Decision Tree: How do Decision Tree Statistics compare to Profiles?
Omit Unclassified
By default Unclassified values are not omitted in a Decision Tree. Since a Decision Tree’s branching is a stepwise process, it is often useful to keep people who are unclassified on one variable so that another split can be tried using another variable. This can be done using either the Keep Separate or Free Floating dimension settings. See How do I configure the dimensions?
People with unclassified values can be omitted at a point in the Decision Tree where the variable is used. However, totals are still calculated including these Unclassified people, so that gain figures relative to the root node are still meaningful.
Omit Zeros
Categories for which the analysis count is zero are not omitted from the Decision Tree build process. These categories form an essential part of the nodes which have a low Analysis %.
Indices & PWE
These are calculated in the same way for Profiles and Decision Trees. You will get the same figures for both, providing that your profile is set to Omit Zeros and Omit Unclassified.
Mean PWE
For profiles, the Mean PWE is used to give an indication of the strength of the variables relationship with the analysis selection. To achieve this:
-
Firstly, the PWE scores are multiplied by 100.
-
The mean of the absolute PWE figures is calculated, so that categories giving a high positive or low negative both contribute to increasing the Mean PWE score. The Mean PWE will therefore always be positive.
-
The mean is also weighted by the analysis counts, so that categories which are more important to the analysis selection are given more influence on the mean score.
For the Decision Tree, the Mean PWE is used to give an indication of the mid-range PWE score. To achieve this:
-
The mean is of the raw PWE figures (not absolute, also not multiplied by 100).
-
The mean is weighted by the base counts, since splits based on the Mean PWE value will be used to allocate all records in the base selection.
Mean Index
For profiles, the Mean Index is used to give an indication of the strength of the variables relationship with the analysis selection. To achieve this:
-
Firstly, 100 is subtracted from the Index scores, so they are based around 0.
-
The mean of the absolute Index figures is calculated, so that categories giving a high positive or low negative both contribute to increasing the Mean Index score. The Mean Index will therefore always be positive.
-
The mean is also weighted by the analysis counts, so that categories which are more important to the analysis selection are given more influence on the mean score.
For the Decision Tree, the Mean Index is used to give an indication of the mid-range Index score. To achieve this:
-
The mean is of the raw Index figures (not absolute, also not multiplied by 100).
-
The mean is not weighted by anything. Weighting by the base counts would give a mean of exactly 100.
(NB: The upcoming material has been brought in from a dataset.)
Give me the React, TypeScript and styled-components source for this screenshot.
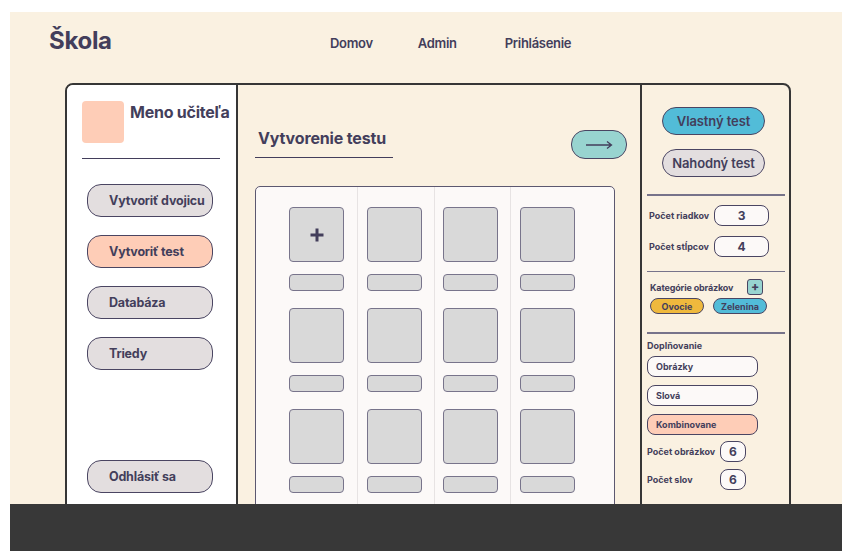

Percent to Totals (e.g. % of Base)
As explained above, Unclassified values are always included in any Totals that are quoted. This means that measures such as “% of base” or “% of analysis” are based on a total that includes the unclassified. If you have chosen to Omit unclassified for a particular dimension, then these percentages will add up to 100% minus the percentage of unclassified.
Analysis % vs % of Analysis
In Profiles, only one percentage is quoted relating to the analysis count for a particular variable category:
-
Analysis % = Analysis Count for this category / total Analysis Count for the variable
In Decision Trees, two types of percentage are calculated relating to the analysis count for a particular variable category:
-
% of [all] Analysis = Analysis Count for this category / total Analysis Count for the variable
-
Analysis % = i.e. the Analysis Count for the category / Base Count for that category
Unfortunately the definition of Analysis % used in profiles corresponds to the definition of % of Analysis used in the Decision Tree. This is to keep a consistency between Profiles and the Model Report.
Z score
The Z-scores in Profiles and Decision Trees are calculated on a different basis. They will, however, often give similar figures although these will not be identical.
A Profile Z-Score is assessing whether the variable category proportions are different between the analysis and base selections
-
E.g. is the male/female ratio different in the analysis selection (e.g. Swedish holiday makers) compared to the base selection (e.g. the whole population)
Perhaps comparing a male proportion of 48% in the analysis selection (perhaps a sample of 25,000), with a male proportion of 50% in the base selection (perhaps a sample of 1 million)
A Decision Tree Z-Score is assessing whether the analysis proportion is different between the variable categories
-
E.g. is the proportion of Swedish holiday makers different amongst males compared to females.
Perhaps comparing an Analysis % of 2.5% (= 25,000 out of 1million) amongst males (perhaps a sample of 500,000), with an Analysis % of 3% amongst females (perhaps a sample of 500,000))
As you can see above, the same situation can be viewed differently, leading to two different proportions being compared within different samples and hence yielding different Z-Scores.